Book cover finish Hardcover ( square back binding )
Special features First edition
Condition Very Good
Number of pages 73
Published date 1978
Languages English
Size 19 x 1 x 25 cm
Author Len Deighton & Arnold Schwartzman
Editor Jonathan Cape Ltd


The age of the commercial airship was short-lived scarcely more than a quarter of a century. In that time, the incidence of disastrous failure was high. Although comparatively few fare-paying passengers lost their lives in airship wrecks, fatalities among the machines out-number the airships that survived to pass into honourable retirement. Yet Len Deighton calls the airship one of the greatest triumphs of structural engineering the world has seen. Through this remarkable collection of photographs, many of them never published before, he bears witness to the magic of those gentle, awesome giants of the sky 'cathedral arches twisted into a tracery of aluminium'. 


No more than forty years ago, just two years before World War II and the demise of the airship, the only regular passenger flights between Europe and North America or Brazil were by luxuriously appointed and noiseless airships, sauntering gracefully at low enough altitude for navigation by road maps.
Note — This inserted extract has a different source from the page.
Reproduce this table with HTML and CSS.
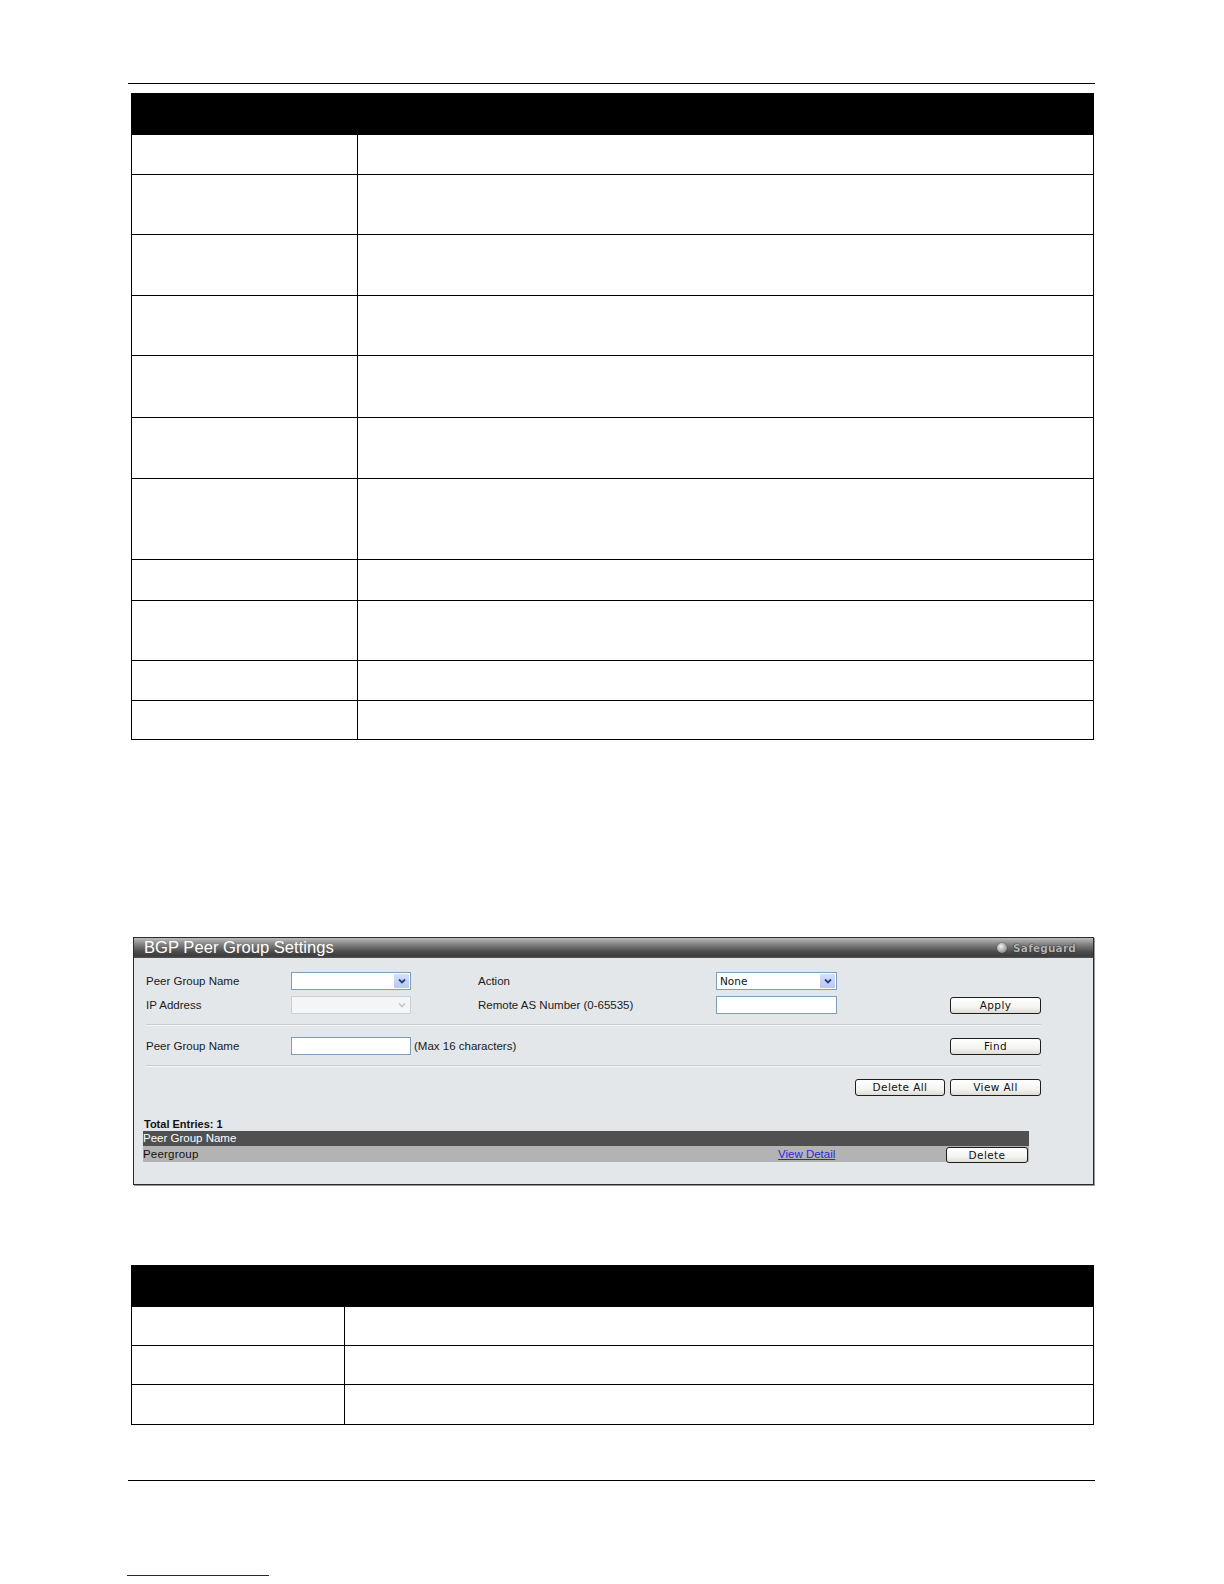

Even as early as 1912, passengers could relax in their wicker armchairs on the carpeted flight deck after an excellent cold lunch aboard the postal delivery Zeppelin and watch the German countryside unroll beneath them at a steady 45 miles an hour. So where did the dream go wrong? One answer was provided by C. G. Grey, who wrote in 1926 that 'airships breed like elephants and aeroplanes like rabbits'. If that is less than a complete explanation, the allusion is not without its apt overtone of comic absurdity. 


Yet no morbid or mournful note is struck in the astonishing story of simple pioneering faith which Len Deighton unfolds. Nothing is so apparent in his pictures as the air of gaiety and festival that often attended scenes of rescue and salvage. Superficially it might seem that airships were a folly, a passing fad, a brief interval between centuries of slow, muscle-bound, earthly travel and the age of rockets in space. That would be to overlook the mystique of the airship, enshrined in this book as a sort of divine catalyst, a spark burning bright and extinguished in the instant, having en-abled men to cross a threshold and move out to the far reaches of the universe.